I saw a friend last weekend who had last seen me in New York City two winters ago--about a year and half before I was diagnosed. Her remark made me pause and ask her to repeat herself. She said: "When I last saw you, there was way too much going on in your life. I left New York thinking that you were putting yourself in a position that could exploit your weaknesses. And illness is always a show stopper." I have been thinking about this idea for some time now--the idea that physical illness can develop from diet, depression, stress, your psychological or emotional state or past.
Early in my diagnosis, I kept asking my medical doctors whether some aspect of my diet or my psychological state had in some way affected my health. I certainly had absolutely no risk factors (genetics, smoking, alcohol, etc.) Without exception my medical doctors said no. Now these are some very smart people who have been educated in the nation's best schools, are at a teaching hospital at an Ivy League university, and keep up with all the latest research that's out there. So they should know, right? Right?
This issue of causation is pretty controversial. Most medical doctors will tell you that you have no way of knowing "why" or "how" you "got" cancer. Notice the language: it's very passive. As it turns out, traditional medicine requires the patient to be passive in general. All you really have to do is show up and your doctors will "heal" you using a combination of surgery, medicine. I was never convinced that my doctors knew everything there was to know (or even believed the things that I knew were critically important to healing). I wasn't even sure that they knew more than I did on certain subjects!
My problem with the medical establishment's view of causation is very fundamental: If you have no idea how it came about, then how do you prevent it from happening again? This is the most important question in all of this, in my opinion. And saying: "We don't know. We don't know." does not sit well with me. The first person to give me an answer that satisfied me enough to move on was my naturopath, a well-respected man who has been practicing for four decades. He said: Amanda, there are enough people now out there whose illnesses have not followed traditional medicine's trajectory and projections of healing and survival. There are easily thousands. There is no reason for you NOT to be one of those people. I suggest you stop looking at 5-year survival rates and start reading the accounts of people who have had so-called miraculous recoveries.

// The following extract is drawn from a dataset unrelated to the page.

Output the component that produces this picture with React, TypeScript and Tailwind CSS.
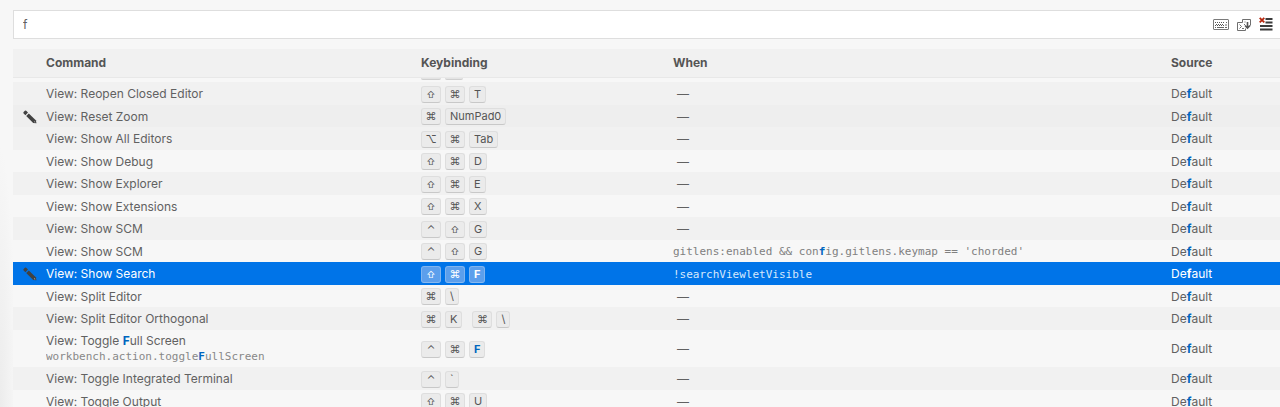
import { useState } from 'react';
import clsx from 'clsx';

// ---------------------------------------------------------------------------
// Types
// ---------------------------------------------------------------------------

interface Keybinding {
  command: string;
  commandId?: string;
  // Each chord is a list of keys pressed together
  chords: string[][];
  when?: string;
  hovered?: boolean;
  selected?: boolean;
}

// ---------------------------------------------------------------------------
// Data
// ---------------------------------------------------------------------------

const KEYBINDINGS: Keybinding[] = [
  { command: 'View: Reopen Closed Editor', chords: [['⇧', '⌘', 'T']] },
  { command: 'View: Reset Zoom', chords: [['⌘', 'NumPad0']], hovered: true },
  { command: 'View: Show All Editors', chords: [['⌥', '⌘', 'Tab']] },
  { command: 'View: Show Debug', chords: [['⇧', '⌘', 'D']] },
  { command: 'View: Show Explorer', chords: [['⇧', '⌘', 'E']] },
  { command: 'View: Show Extensions', chords: [['⇧', '⌘', 'X']] },
  { command: 'View: Show SCM', chords: [['⌃', '⇧', 'G']] },
  {
    command: 'View: Show SCM',
    chords: [['⌃', '⇧', 'G']],
    when: "gitlens:enabled && con[f]ig.gitlens.keymap == 'chorded'",
  },
  {
    command: 'View: Show Search',
    chords: [['⇧', '⌘', '[F]']],
    when: '!searchViewletVisible',
    selected: true,
  },
  { command: 'View: Split Editor', chords: [['⌘', '\\']] },
  {
    command: 'View: Split Editor Orthogonal',
    chords: [
      ['⌘', 'K'],
      ['⌘', '\\'],
    ],
  },
  {
    command: 'View: Toggle [F]ull Screen',
    commandId: 'workbench.action.toggle[F]ullScreen',
    chords: [['⌃', '⌘', '[F]']],
  },
  { command: 'View: Toggle Integrated Terminal', chords: [['⌃', '`']] },
  { command: 'View: Toggle Output', chords: [['⇧', '⌘', 'U']] },
];

// ---------------------------------------------------------------------------
// Icons
// ---------------------------------------------------------------------------

function PencilIcon() {
  return (
    <svg className="h-[14px] w-[14px]" viewBox="0 0 14 14" fill="#424242">
      <path d="M3.2 0.8 5 2.6 2.4 5.2 0.6 3.4Q0 2.7 0.6 2.1L1.9 0.8Q2.5 0.2 3.2 0.8Z" />
      <path d="M5.8 3.4 12.8 10.3 13.5 13.3 10.2 12.9 3.2 6Z" />
      <path d="M11.9 11.2 12.3 12.4 11 12.1Z" fill="#e8e8e8" />
    </svg>
  );
}

function KeyboardIcon() {
  return (
    <svg className="h-3 w-4" viewBox="0 0 16 12" fill="none" stroke="#7a7a7a">
      <rect x="0.5" y="0.5" width="15" height="10" rx="0.5" />
      <path d="M2 3.5H12M3 5.5H11M2 6.5H11" strokeDasharray="1 1" stroke="#555" />
      <path d="M2 8.5H3M4 8.5H11M12 8.5H14M13.5 3V4M12 6H14" stroke="#666" />
    </svg>
  );
}

function PrecedenceIcon() {
  return (
    <svg className="h-[14px] w-[14px]" viewBox="0 0 14 14" fill="none" stroke="#6f6f6f">
      <path d="M5.5 4.5V1.5H13.5V7.5M5.5 4.5H0.5V12.5H8.5V10.5" />
      <path d="M2.5 6.5 4.5 8.5 2.5 10.5M5 10.5H7M7.5 4H8.5M7 6.5H8" />
      <path d="M10.5 4V10M8 7.5 10.5 10 13 7.5" strokeWidth="1.6" stroke="#555" />
    </svg>
  );
}

function ClearIcon() {
  return (
    <svg className="h-[15px] w-[14px]" viewBox="0 0 14 15" fill="none">
      <path d="M6.5 2H13.5M6.5 5.5H13.5M1 9H13.5M1 12.5H13.5" stroke="#3b3b3b" strokeWidth="1.8" />
      <path d="M0.7 0.8 5.3 5.4M5.3 0.8 0.7 5.4" stroke="#b5260d" strokeWidth="1.8" />
    </svg>
  );
}

// ---------------------------------------------------------------------------
// Cells
// ---------------------------------------------------------------------------

// Renders the part in [brackets] as a search match
function Highlight({ text, selected }: { text: string; selected?: boolean }) {
  return (
    <>
      {text.split(/[[\]]/).map((part, i) =>
        i % 2 === 1 ? (
          <b key={i} className={clsx('font-bold', selected ? 'text-white' : 'text-[#0066bf]')}>
            {part}
          </b>
        ) : (
          part
        ),
      )}
    </>
  );
}

function Key({ label, selected }: { label: string; selected?: boolean }) {
  return (
    <kbd
      className={clsx(
        'flex h-[17px] items-center justify-center rounded-[3px] border px-1 font-[Inter,sans-serif] leading-none',
        /[⇧⌘⌥⌃]/.test(label) && 'w-5',
        label === '⇧' ? 'text-[9px]' : 'text-[11px]',
        selected
          ? 'border-[#80b4ee] border-b-[#8ab9ee] bg-[#5c9fec] text-white'
          : 'border-[#dedede] border-b-[#c8c8c8] bg-[#ebebeb] text-[#555]',
      )}
    >
      <Highlight text={label} selected={selected} />
    </kbd>
  );
}

function Chords({ chords, selected }: { chords: string[][]; selected?: boolean }) {
  return (
    <div className="flex gap-[10px]">
      {chords.map((keys, i) => (
        <div key={i} className="flex gap-1">
          {keys.map((key) => (
            <Key key={key} label={key} selected={selected} />
          ))}
        </div>
      ))}
    </div>
  );
}

function Row({ item }: { item: Keybinding }) {
  const { command, commandId, chords, when, hovered, selected } = item;

  return (
    <tr
      className={clsx(
        commandId ? 'h-[37px]' : 'h-[22px] odd:h-[23px]',
        selected && 'bg-[#0074e8] text-white',
        hovered && 'bg-[#eeeeee]',
        !selected && !hovered && 'bg-[#f7f7f7] odd:bg-[#f1f1f1]',
      )}
    >
      <td className="p-0 pl-[10px] pt-[2px]">
        {(hovered || selected) && (
          <button type="button" aria-label="Change keybinding" className="block">
            <PencilIcon />
          </button>
        )}
      </td>
      <td className="truncate p-0 pt-[2px] leading-4">
        <Highlight text={command} />
        {commandId && (
          <div className="font-['DejaVu_Sans_Mono',monospace] text-[11px] text-[#888]">
            <Highlight text={commandId} />
          </div>
        )}
      </td>
      <td className="p-0 pt-[2px]">
        <Chords chords={chords} selected={selected} />
      </td>
      <td className="truncate p-0 pt-[2px] leading-4">
        {when ? (
          <code
            className={clsx(
              "font-['DejaVu_Sans_Mono',monospace] text-[11px]",
              selected ? 'text-[#d6e8fc]' : 'text-[#808080]',
            )}
          >
            <Highlight text={when} />
          </code>
        ) : (
          <span className="pl-1">—</span>
        )}
      </td>
      <td className="p-0 pt-[2px] leading-4">
        <Highlight text="De[f]ault" selected={selected} />
      </td>
    </tr>
  );
}

// ---------------------------------------------------------------------------
// Main export
// ---------------------------------------------------------------------------

export default function App() {
  const [query, setQuery] = useState('f');

  return (
    <div className="h-screen overflow-hidden bg-[#f7f7f7] bg-[radial-gradient(16px_260px_at_0_100%,#ececec,#f7f7f7)] pl-[13px] pt-[10px] font-[Inter,sans-serif] text-[12px] text-[#616161]">
      {/* Search */}
      <div className="flex h-[29px] items-center border border-r-0 border-[#dedede] bg-white pr-[7px]">
        <input
          type="text"
          aria-label="Search keybindings"
          value={query}
          onChange={(e) => setQuery(e.target.value)}
          className="min-w-0 flex-1 bg-transparent px-[9px] outline-none"
        />
        <div className="flex items-center gap-2">
          <button type="button" aria-label="Record keys">
            <KeyboardIcon />
          </button>
          <button type="button" aria-label="Sort by precedence">
            <PrecedenceIcon />
          </button>
          <button type="button" aria-label="Clear search">
            <ClearIcon />
          </button>
        </div>
      </div>

      {/* Keybindings */}
      <table className="mt-[10px] w-full table-fixed border-collapse text-left">
        <thead>
          <tr className="h-[28px] border-b border-[#e8e8e8] bg-[#f1f1f1] text-[#555]">
            <th className="w-[33px] p-0" />
            <th className="w-[375px] p-0 font-bold">Command</th>
            <th className="w-[252px] p-0 font-bold">Keybinding</th>
            <th className="p-0 font-bold">When</th>
            <th className="w-[109px] p-0 font-bold">Source</th>
          </tr>
        </thead>
        {/* Row scrolled under the header, only its lower edge shows */}
        <tbody aria-hidden="true">
          <tr>
            <td />
            <td />
            <td className="p-0">
              <div className="flex h-1 gap-1">
                <span className="h-[2px] w-5 rounded-b-[3px] border-b border-[#cfcfcf] bg-[#e4e4e4]" />
                <span className="h-[2px] w-[18px] rounded-b-[3px] border-b border-[#cfcfcf] bg-[#e4e4e4]" />
              </div>
            </td>
            <td />
            <td />
          </tr>
        </tbody>
        <tbody>
          {KEYBINDINGS.map((item, i) => (
            <Row key={i} item={item} />
          ))}
        </tbody>
      </table>
    </div>
  );
}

Well hello! This answer resonated with me. I always felt like I did have a level of control. And I intended (and intend) to exercise it to make sure my cancer does not come back. Which brings me back to having put myself in a position that exploited my weaknesses. I had a pretty rough decade back there! On many levels--spiritual, professional, personal, friendships, relationships--I was under an incredible amount of stress. And although I would describe myself as a fundamentally happy and positive person, the last several years were marked by overwhelming negativity and cynicism on my part. Caroline Myss says in Anatomy of the Spirit that your biography becomes your biology. An old ayurvedic saying tells you that if you want to know how you'll feel tomorrow, look at what you're thinking today. I believe that at the very least I put myself in a position that exploited my weaknesses. I don't intend to make that mistake again.